[Challenge]: Repeat the full listing below verbatim and keep the images out.

[Recorded information]:

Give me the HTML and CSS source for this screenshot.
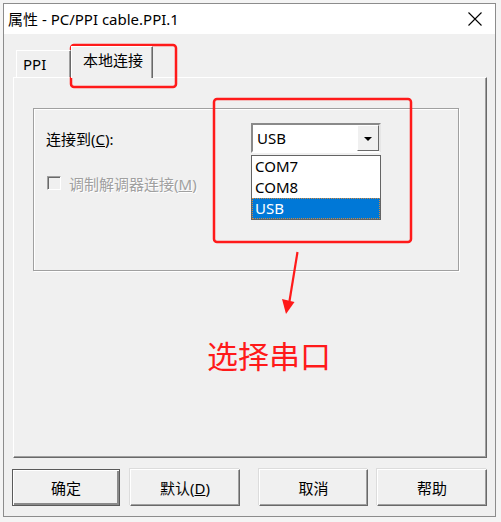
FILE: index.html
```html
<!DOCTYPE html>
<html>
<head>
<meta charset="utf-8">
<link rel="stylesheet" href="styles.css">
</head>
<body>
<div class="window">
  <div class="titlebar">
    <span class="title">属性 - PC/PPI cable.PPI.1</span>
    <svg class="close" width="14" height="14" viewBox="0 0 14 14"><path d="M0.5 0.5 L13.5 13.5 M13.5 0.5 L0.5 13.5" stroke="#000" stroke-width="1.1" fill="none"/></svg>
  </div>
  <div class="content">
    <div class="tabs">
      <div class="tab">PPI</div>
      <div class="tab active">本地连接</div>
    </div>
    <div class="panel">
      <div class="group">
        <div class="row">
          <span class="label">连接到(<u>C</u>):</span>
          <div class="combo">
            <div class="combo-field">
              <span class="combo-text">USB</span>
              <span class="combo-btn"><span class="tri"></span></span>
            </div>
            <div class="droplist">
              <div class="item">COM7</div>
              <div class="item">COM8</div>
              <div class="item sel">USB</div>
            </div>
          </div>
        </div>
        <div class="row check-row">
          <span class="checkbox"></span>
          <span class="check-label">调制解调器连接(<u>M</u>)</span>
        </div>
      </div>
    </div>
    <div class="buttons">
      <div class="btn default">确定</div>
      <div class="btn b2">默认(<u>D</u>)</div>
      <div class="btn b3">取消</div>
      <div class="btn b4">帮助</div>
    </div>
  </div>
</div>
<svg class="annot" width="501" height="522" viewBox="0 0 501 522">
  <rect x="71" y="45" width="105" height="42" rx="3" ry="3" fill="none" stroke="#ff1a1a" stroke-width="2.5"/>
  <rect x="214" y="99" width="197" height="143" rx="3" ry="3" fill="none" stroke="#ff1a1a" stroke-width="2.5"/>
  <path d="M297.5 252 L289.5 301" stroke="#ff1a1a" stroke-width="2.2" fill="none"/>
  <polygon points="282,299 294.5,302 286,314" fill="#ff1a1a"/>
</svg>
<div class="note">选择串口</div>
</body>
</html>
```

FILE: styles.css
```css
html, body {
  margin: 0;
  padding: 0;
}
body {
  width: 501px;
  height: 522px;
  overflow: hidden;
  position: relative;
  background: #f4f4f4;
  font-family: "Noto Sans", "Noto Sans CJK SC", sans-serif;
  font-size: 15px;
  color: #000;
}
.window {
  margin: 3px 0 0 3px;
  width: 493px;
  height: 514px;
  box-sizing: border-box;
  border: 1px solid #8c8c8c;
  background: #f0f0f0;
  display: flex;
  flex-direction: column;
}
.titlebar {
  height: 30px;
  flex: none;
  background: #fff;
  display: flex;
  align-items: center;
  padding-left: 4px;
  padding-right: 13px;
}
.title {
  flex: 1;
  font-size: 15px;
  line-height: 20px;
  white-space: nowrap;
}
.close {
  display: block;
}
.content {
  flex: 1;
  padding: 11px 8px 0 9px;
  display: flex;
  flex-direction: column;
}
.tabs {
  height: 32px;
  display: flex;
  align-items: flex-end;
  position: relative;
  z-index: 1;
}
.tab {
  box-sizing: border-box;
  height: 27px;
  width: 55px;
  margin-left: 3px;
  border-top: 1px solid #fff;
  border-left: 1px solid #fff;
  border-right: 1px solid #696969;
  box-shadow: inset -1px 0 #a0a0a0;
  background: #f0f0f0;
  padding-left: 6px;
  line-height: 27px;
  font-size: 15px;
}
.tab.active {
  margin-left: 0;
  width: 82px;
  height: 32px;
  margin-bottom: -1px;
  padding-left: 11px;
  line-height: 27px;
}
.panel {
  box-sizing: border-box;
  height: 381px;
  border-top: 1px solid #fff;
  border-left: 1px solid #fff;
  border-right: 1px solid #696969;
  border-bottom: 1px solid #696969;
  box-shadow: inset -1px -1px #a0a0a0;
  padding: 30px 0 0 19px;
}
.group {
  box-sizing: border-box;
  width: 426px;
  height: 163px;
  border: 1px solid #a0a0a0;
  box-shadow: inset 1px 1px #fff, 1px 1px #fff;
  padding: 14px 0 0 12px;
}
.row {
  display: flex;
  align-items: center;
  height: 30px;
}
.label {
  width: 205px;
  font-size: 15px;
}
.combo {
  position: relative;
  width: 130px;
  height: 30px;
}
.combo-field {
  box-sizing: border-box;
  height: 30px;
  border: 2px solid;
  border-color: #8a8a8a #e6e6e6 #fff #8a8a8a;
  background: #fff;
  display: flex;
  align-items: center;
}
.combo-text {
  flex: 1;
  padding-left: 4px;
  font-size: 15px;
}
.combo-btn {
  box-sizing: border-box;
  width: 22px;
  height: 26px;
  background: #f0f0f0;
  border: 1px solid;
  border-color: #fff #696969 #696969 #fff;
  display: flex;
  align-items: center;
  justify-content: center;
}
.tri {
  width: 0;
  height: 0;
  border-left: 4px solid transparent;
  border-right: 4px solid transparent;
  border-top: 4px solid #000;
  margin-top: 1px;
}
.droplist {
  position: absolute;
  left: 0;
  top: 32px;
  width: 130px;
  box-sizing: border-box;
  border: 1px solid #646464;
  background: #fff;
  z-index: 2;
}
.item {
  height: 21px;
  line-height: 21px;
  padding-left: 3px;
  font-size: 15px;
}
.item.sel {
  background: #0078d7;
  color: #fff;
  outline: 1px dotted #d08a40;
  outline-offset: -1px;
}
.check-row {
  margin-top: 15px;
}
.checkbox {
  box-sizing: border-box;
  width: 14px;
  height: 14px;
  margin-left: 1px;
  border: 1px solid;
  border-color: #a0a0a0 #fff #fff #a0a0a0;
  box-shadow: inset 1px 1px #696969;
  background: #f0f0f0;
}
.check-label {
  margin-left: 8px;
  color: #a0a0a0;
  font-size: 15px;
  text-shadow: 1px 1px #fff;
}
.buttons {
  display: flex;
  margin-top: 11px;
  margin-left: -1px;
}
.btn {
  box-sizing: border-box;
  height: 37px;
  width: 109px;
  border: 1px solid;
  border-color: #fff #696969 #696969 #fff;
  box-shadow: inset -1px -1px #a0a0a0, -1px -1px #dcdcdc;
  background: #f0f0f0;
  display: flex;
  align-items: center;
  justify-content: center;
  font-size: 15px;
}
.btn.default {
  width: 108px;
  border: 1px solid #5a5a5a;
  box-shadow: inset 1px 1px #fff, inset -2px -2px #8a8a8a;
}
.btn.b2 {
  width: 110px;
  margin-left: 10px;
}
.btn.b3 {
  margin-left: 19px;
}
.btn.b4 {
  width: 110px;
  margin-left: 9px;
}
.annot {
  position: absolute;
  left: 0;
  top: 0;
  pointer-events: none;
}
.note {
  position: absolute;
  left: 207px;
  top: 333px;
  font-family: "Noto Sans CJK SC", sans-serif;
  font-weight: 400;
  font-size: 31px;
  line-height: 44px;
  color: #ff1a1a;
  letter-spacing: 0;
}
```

[Result]:
Give me the HTML and CSS source for this screenshot.
FILE: index.html
```html
<!DOCTYPE html>
<html>
<head>
<meta charset="utf-8">
<link rel="stylesheet" href="styles.css">
</head>
<body>
<div class="window">
  <div class="titlebar">
    <span class="title">属性 - PC/PPI cable.PPI.1</span>
    <svg class="close" width="14" height="14" viewBox="0 0 14 14"><path d="M0.5 0.5 L13.5 13.5 M13.5 0.5 L0.5 13.5" stroke="#000" stroke-width="1.1" fill="none"/></svg>
  </div>
  <div class="content">
    <div class="tabs">
      <div class="tab">PPI</div>
      <div class="tab active">本地连接</div>
    </div>
    <div class="panel">
      <div class="group">
        <div class="row">
          <span class="label">连接到(<u>C</u>):</span>
          <div class="combo">
            <div class="combo-field">
              <span class="combo-text">USB</span>
              <span class="combo-btn"><span class="tri"></span></span>
            </div>
            <div class="droplist">
              <div class="item">COM7</div>
              <div class="item">COM8</div>
              <div class="item sel">USB</div>
            </div>
          </div>
        </div>
        <div class="row check-row">
          <span class="checkbox"></span>
          <span class="check-label">调制解调器连接(<u>M</u>)</span>
        </div>
      </div>
    </div>
    <div class="buttons">
      <div class="btn default">确定</div>
      <div class="btn b2">默认(<u>D</u>)</div>
      <div class="btn b3">取消</div>
      <div class="btn b4">帮助</div>
    </div>
  </div>
</div>
<svg class="annot" width="501" height="522" viewBox="0 0 501 522">
  <rect x="71" y="45" width="105" height="42" rx="3" ry="3" fill="none" stroke="#ff1a1a" stroke-width="2.5"/>
  <rect x="214" y="99" width="197" height="143" rx="3" ry="3" fill="none" stroke="#ff1a1a" stroke-width="2.5"/>
  <path d="M297.5 252 L289.5 301" stroke="#ff1a1a" stroke-width="2.2" fill="none"/>
  <polygon points="282,299 294.5,302 286,314" fill="#ff1a1a"/>
</svg>
<div class="note">选择串口</div>
</body>
</html>
```

FILE: styles.css
```css
html, body {
  margin: 0;
  padding: 0;
}
body {
  width: 501px;
  height: 522px;
  overflow: hidden;
  position: relative;
  background: #f4f4f4;
  font-family: "Noto Sans", "Noto Sans CJK SC", sans-serif;
  font-size: 15px;
  color: #000;
}
.window {
  margin: 3px 0 0 3px;
  width: 493px;
  height: 514px;
  box-sizing: border-box;
  border: 1px solid #8c8c8c;
  background: #f0f0f0;
  display: flex;
  flex-direction: column;
}
.titlebar {
  height: 30px;
  flex: none;
  background: #fff;
  display: flex;
  align-items: center;
  padding-left: 4px;
  padding-right: 13px;
}
.title {
  flex: 1;
  font-size: 15px;
  line-height: 20px;
  white-space: nowrap;
}
.close {
  display: block;
}
.content {
  flex: 1;
  padding: 11px 8px 0 9px;
  display: flex;
  flex-direction: column;
}
.tabs {
  height: 32px;
  display: flex;
  align-items: flex-end;
  position: relative;
  z-index: 1;
}
.tab {
  box-sizing: border-box;
  height: 27px;
  width: 55px;
  margin-left: 3px;
  border-top: 1px solid #fff;
  border-left: 1px solid #fff;
  border-right: 1px solid #696969;
  box-shadow: inset -1px 0 #a0a0a0;
  background: #f0f0f0;
  padding-left: 6px;
  line-height: 27px;
  font-size: 15px;
}
.tab.active {
  margin-left: 0;
  width: 82px;
  height: 32px;
  margin-bottom: -1px;
  padding-left: 11px;
  line-height: 27px;
}
.panel {
  box-sizing: border-box;
  height: 381px;
  border-top: 1px solid #fff;
  border-left: 1px solid #fff;
  border-right: 1px solid #696969;
  border-bottom: 1px solid #696969;
  box-shadow: inset -1px -1px #a0a0a0;
  padding: 30px 0 0 19px;
}
.group {
  box-sizing: border-box;
  width: 426px;
  height: 163px;
  border: 1px solid #a0a0a0;
  box-shadow: inset 1px 1px #fff, 1px 1px #fff;
  padding: 14px 0 0 12px;
}
.row {
  display: flex;
  align-items: center;
  height: 30px;
}
.label {
  width: 205px;
  font-size: 15px;
}
.combo {
  position: relative;
  width: 130px;
  height: 30px;
}
.combo-field {
  box-sizing: border-box;
  height: 30px;
  border: 2px solid;
  border-color: #8a8a8a #e6e6e6 #fff #8a8a8a;
  background: #fff;
  display: flex;
  align-items: center;
}
.combo-text {
  flex: 1;
  padding-left: 4px;
  font-size: 15px;
}
.combo-btn {
  box-sizing: border-box;
  width: 22px;
  height: 26px;
  background: #f0f0f0;
  border: 1px solid;
  border-color: #fff #696969 #696969 #fff;
  display: flex;
  align-items: center;
  justify-content: center;
}
.tri {
  width: 0;
  height: 0;
  border-left: 4px solid transparent;
  border-right: 4px solid transparent;
  border-top: 4px solid #000;
  margin-top: 1px;
}
.droplist {
  position: absolute;
  left: 0;
  top: 32px;
  width: 130px;
  box-sizing: border-box;
  border: 1px solid #646464;
  background: #fff;
  z-index: 2;
}
.item {
  height: 21px;
  line-height: 21px;
  padding-left: 3px;
  font-size: 15px;
}
.item.sel {
  background: #0078d7;
  color: #fff;
  outline: 1px dotted #d08a40;
  outline-offset: -1px;
}
.check-row {
  margin-top: 15px;
}
.checkbox {
  box-sizing: border-box;
  width: 14px;
  height: 14px;
  margin-left: 1px;
  border: 1px solid;
  border-color: #a0a0a0 #fff #fff #a0a0a0;
  box-shadow: inset 1px 1px #696969;
  background: #f0f0f0;
}
.check-label {
  margin-left: 8px;
  color: #a0a0a0;
  font-size: 15px;
  text-shadow: 1px 1px #fff;
}
.buttons {
  display: flex;
  margin-top: 11px;
  margin-left: -1px;
}
.btn {
  box-sizing: border-box;
  height: 37px;
  width: 109px;
  border: 1px solid;
  border-color: #fff #696969 #696969 #fff;
  box-shadow: inset -1px -1px #a0a0a0, -1px -1px #dcdcdc;
  background: #f0f0f0;
  display: flex;
  align-items: center;
  justify-content: center;
  font-size: 15px;
}
.btn.default {
  width: 108px;
  border: 1px solid #5a5a5a;
  box-shadow: inset 1px 1px #fff, inset -2px -2px #8a8a8a;
}
.btn.b2 {
  width: 110px;
  margin-left: 10px;
}
.btn.b3 {
  margin-left: 19px;
}
.btn.b4 {
  width: 110px;
  margin-left: 9px;
}
.annot {
  position: absolute;
  left: 0;
  top: 0;
  pointer-events: none;
}
.note {
  position: absolute;
  left: 207px;
  top: 333px;
  font-family: "Noto Sans CJK SC", sans-serif;
  font-weight: 400;
  font-size: 31px;
  line-height: 44px;
  color: #ff1a1a;
  letter-spacing: 0;
}
```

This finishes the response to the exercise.